## Problem details
Only lines with the string "this" matter here; gather them from the material below.

## Source data
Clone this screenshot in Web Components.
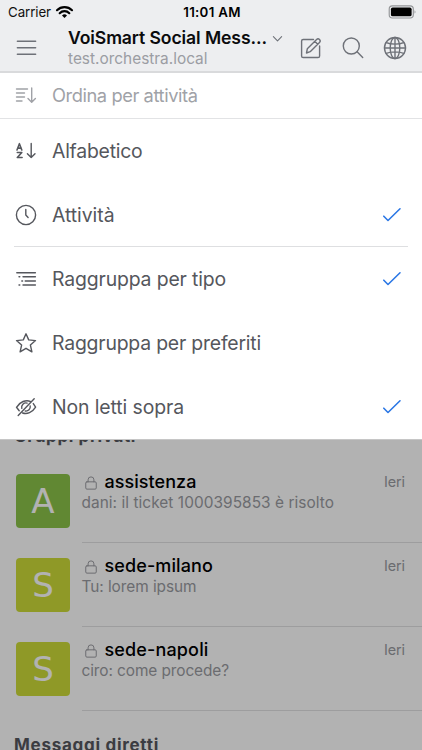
<!DOCTYPE html>
<html lang="it"><head><meta charset="utf-8"><title>VoiSmart Social Messaging</title>
<style>
html,body{margin:0;height:100%;overflow:hidden}
body{font-family:Inter,"Liberation Sans",sans-serif;background:#fff}
</style></head><body>
<voi-app></voi-app>
<script>
const ICONS={
 menu:'<path d="M2.5 5.5h19M2.5 12.2h19M2.5 19h19"/>',
 edit:'<path d="M14.5 3.5H4.2a1.6 1.6 0 0 0-1.6 1.6v14.8a1.6 1.6 0 0 0 1.6 1.6H19a1.6 1.6 0 0 0 1.6-1.6V10"/><path d="m7.5 17 .8-4.2L17.6 3.5a2.05 2.05 0 0 1 2.9 2.9L11.2 15.7zM15.8 5.3l2.9 2.9"/>',
 search:'<circle cx="10.3" cy="10" r="8"/><path d="m16.1 15.8 5.6 5.6"/>',
 globe:'<circle cx="12" cy="12" r="10.5"/><ellipse cx="12" cy="12" rx="4.8" ry="10.5"/><path d="M12 1.5v21M1.5 12h21M3.2 6.6c5 2 12.600 2 17.600 0M3.200 17.400c5-2 12.600-2 17.600 0"/>',
 sort:'<path d="M2.5 6h11M2.5 10h8M2.5 14h8M2.5 18h5.5M17.7 5v14M14 15.5l3.7 3.7 3.7-3.7"/>',
 alpha:'<path d="M3 11 5.4 4.7 7.8 11M3.8 9.1h3.4M3.3 13.5h4.5l-4.5 5h4.8" stroke-width="1.6"/><path d="M17.2 4.5v14M13.4 14.7l3.800 3.800 3.800-3.800"/>',
 clock:'<circle cx="12" cy="12" r="9.6"/><path d="M11.8 6.5V12l2.3 2.5"/>',
 tree:'<path d="M2.8 5.7h18.6M9 9.7h12.4M11.2 14h10.2M9 18h12.4M5 9.7h.8M7.8 14h.8M5 18h.8"/>',
 star:'<path d="m12 2.8 2.7 6.1 6.8.7-5.1 4.5 1.5 6.7-5.9-3.5-5.9 3.5 1.5-6.7L2.5 9.6l6.8-.7z"/>',
 eye:'<path d="M5.200 15.800 2.500 12.300C6 6.500 12 4.600 16.200 6.300M19.300 8.600l2.300 3.500C18.300 17.500 13 19.600 8.600 18M4.200 20.500 20.200 3.800M7.800 13.400a4.300 4.300 0 0 1 5.300-5.300M16.200 11a4.300 4.300 0 0 1-5 5"/>',
 check:'<path d="m3.8 13.2 4.2 4.3L20 5.8"/>',
 chevron:'<path d="m3 8 9 9 9-9"/>',
 lock:'<rect x="3" y="10" width="18" height="12.5" rx="2"/><path d="M7 10V6.5a5 5 0 0 1 10 0V10"/>',
 wifi:'<g fill="currentColor" stroke="none"><path d="M12 21.2 8.5 17.5a5 5 0 0 1 7 0z"/></g><path d="M1.4 10.2a15 15 0 0 1 21.2 0M5.2 14.3a9.6 9.6 0 0 1 13.6 0" stroke-width="3"/>',
 battery:'<rect x=".2" y="5.2" width="21.4" height="10.800" rx="2.8" stroke="#929497" stroke-width="1"/><rect x="1.700" y="6.700" width="18.400" height="7.800" rx="1.5" fill="#000" stroke="none"/><path d="M22.700 9v3c1.100-.4 1.100-2.600 0-3z" fill="#929497" stroke="none"/>'
};
const define=(name,render,after)=>customElements.define(name,class extends HTMLElement{
 connectedCallback(){ if(this.shadowRoot)return; this.attachShadow({mode:'open'}).innerHTML=render(this); if(after)after(this); }
});
define('ui-icon',e=>`<style>:host{display:block;flex:none;line-height:0}svg{display:block;width:100%;height:100%;overflow:visible}</style>
<svg viewBox="0 0 24 24" fill="none" stroke="currentColor" stroke-width="${e.getAttribute('weight')||1.4}" stroke-linecap="round" stroke-linejoin="round">${ICONS[e.getAttribute('name')]}</svg>`);
/* Single-line label whose tracking is adjusted to a given advance width. */
define('ui-text',()=>`<style>:host{display:block;width:max-content;white-space:nowrap}span{display:inline-block}</style><span><slot></slot></span>`,e=>{
 const w=+e.getAttribute('fit'),s=e.shadowRoot.querySelector('span');
 if(w)s.style.letterSpacing=(w-s.getBoundingClientRect().width)/e.textContent.length+'px';
});
define('status-bar',()=>`<style>
:host{display:grid;grid-template-columns:1fr auto 1fr;align-items:center;height:24px;padding:0 6px 0 8px;font-size:13.3px;line-height:24px;color:#111}
.left{display:flex;gap:5px;align-items:center}.left ui-icon{width:17px;height:17px;margin-top:-5px;color:#000}
.left ui-text,.time{margin-top:-3px}
.time{font-weight:600;color:#000}.bat{justify-self:end;width:27px;height:27px}
</style><div class="left"><ui-text fit="43">Carrier</ui-text><ui-icon name="wifi"></ui-icon></div>
<ui-text class="time" fit="57.5">11:01 AM</ui-text><ui-icon class="bat" name="battery"></ui-icon>`);
define('app-header',()=>`<style>
:host{display:block;background:#edeef0;border-bottom:2px solid #d9dadc;height:70.5px}
.bar{display:flex;height:47px;color:#6e7178}
.menu{width:23px;height:23px;margin:12px 0 0 15px}
.names{margin-left:30px;width:202px;padding-top:1px}
.title{font-size:17.6px;line-height:26px;font-weight:600;color:#0b0b0d}
.sub{font-size:15.4px;line-height:17px;margin-top:-1px;color:#9b9da3}
.chev{width:11px;height:11px;margin:9px 0 0 2px}
.tools{display:flex;gap:18px;margin:12px 0 0 16px}.tools ui-icon{width:24px;height:24px}
</style><status-bar></status-bar><div class="bar"><ui-icon class="menu" name="menu" weight="1.6"></ui-icon>
<div class="names"><ui-text class="title" fit="199">VoiSmart Social Mess...</ui-text><ui-text class="sub" fit="139.5">test.orchestra.local</ui-text></div>
<ui-icon class="chev" name="chevron" weight="2.4"></ui-icon>
<div class="tools"><ui-icon name="edit"></ui-icon><ui-icon name="search"></ui-icon><ui-icon name="globe"></ui-icon></div></div>`);
define('menu-item',e=>`<style>
:host{display:flex;align-items:center;height:64px;padding:0 18px 0 14px;color:#55575d;font-size:19.4px}
:host([head]){height:45px;color:#a0a2a7;border-bottom:1px solid #e2e3e5;font-size:18.3px}
ui-icon{width:24px;height:24px}ui-text{margin-left:14px}.check{margin-left:auto;color:#2b77e5}
</style><ui-icon name="${e.getAttribute('icon')}" weight="1.4"></ui-icon><ui-text fit="${e.getAttribute('fit')}">${e.getAttribute('label')}</ui-text>${e.hasAttribute('checked')?'<ui-icon class="check" name="check" weight="1.6"></ui-icon>':''}`);
define('sort-menu',()=>`<style>:host{display:block;background:#fff;box-sizing:border-box;height:366px;overflow:hidden;box-shadow:0 1px 0 #c6c6c6}
hr{margin:-1px 14px 0;border:0;height:1px;background:#dedfe1}</style>
<menu-item head icon="sort" label="Ordina per attività" fit="145.5"></menu-item>
<menu-item icon="alpha" label="Alfabetico" fit="90.5"></menu-item>
<menu-item icon="clock" label="Attività" fit="62.5" checked></menu-item><hr>
<menu-item icon="tree" label="Raggruppa per tipo" fit="174" checked></menu-item>
<menu-item icon="star" label="Raggruppa per preferiti" fit="209" ></menu-item>
<menu-item icon="eye" label="Non letti sopra" fit="132" checked></menu-item>`);
define('chat-row',e=>`<style>
:host{display:flex;height:84.3px;padding-left:16px}
.av{width:54px;height:54px;margin-top:16px;border-radius:4px;background:var(--tint);color:#fff;display:grid;place-items:center;font:34px/54px "DejaVu Sans",sans-serif}
.body{flex:1;margin-left:11.5px;padding:12px 17px 0 0;box-sizing:border-box;height:85.3px;border-bottom:1px solid #e1e1e3}
.line{display:flex;align-items:center;height:23px}.line ui-icon{width:14px;height:14px;margin:3px 7px 0 2px;color:#9a9ba1}
.name{font-size:18px;font-weight:500;line-height:23px;color:#000}.time{font-size:14.4px;color:#9a9ba1;margin-left:auto}
.msg{font-size:15.4px;line-height:20px;color:#9a9ba1}
</style><div class="av">${e.getAttribute('initial')}</div><div class="body"><div class="line"><ui-icon name="lock" weight="1.7"></ui-icon><ui-text class="name" fit="${e.getAttribute('fit')}">${e.getAttribute('name')}</ui-text><ui-text class="time" fit="21">Ieri</ui-text></div><ui-text class="msg" fit="${e.getAttribute('msgfit')}">${e.getAttribute('message')}</ui-text></div>`);
define('chat-list',()=>`<style>:host{display:block;padding-top:351px}
.h{font-size:17px;line-height:24px;font-weight:700;color:#55575d;margin-left:14px}.second{margin-top:22.5px}
chat-row:first-of-type{margin-top:10px}</style>
<ui-text class="h" fit="122">Gruppi privati</ui-text>
<chat-row initial="A" name="assistenza" fit="92" msgfit="252.5" message="dani: il ticket 1000395853 è risolto" style="--tint:#8bc34a"></chat-row>
<chat-row initial="S" name="sede-milano" fit="108.5" msgfit="115" message="Tu: lorem ipsum" style="--tint:#cddc39"></chat-row>
<chat-row initial="S" name="sede-napoli" fit="104" msgfit="147.5" message="ciro: come procede?" style="--tint:#cddc39"></chat-row>
<ui-text class="h second" fit="145">Messaggi diretti</ui-text>`);
define('voi-app',()=>`<style>:host{display:flex;flex-direction:column;height:750px;overflow:hidden}
main{position:relative;flex:1;overflow:hidden}.scrim{position:absolute;inset:0;background:rgba(0,0,0,.3)}
sort-menu{position:absolute;top:0;left:0;right:0}</style>
<app-header></app-header><main><chat-list></chat-list><div class="scrim"></div><sort-menu></sort-menu></main>`);
</script></body></html>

## Full response
Clone this screenshot in Web Components.
 connectedCallback(){ if(this.shadowRoot)return; this.attachShadow({mode:'open'}).innerHTML=render(this); if(after)after(this); }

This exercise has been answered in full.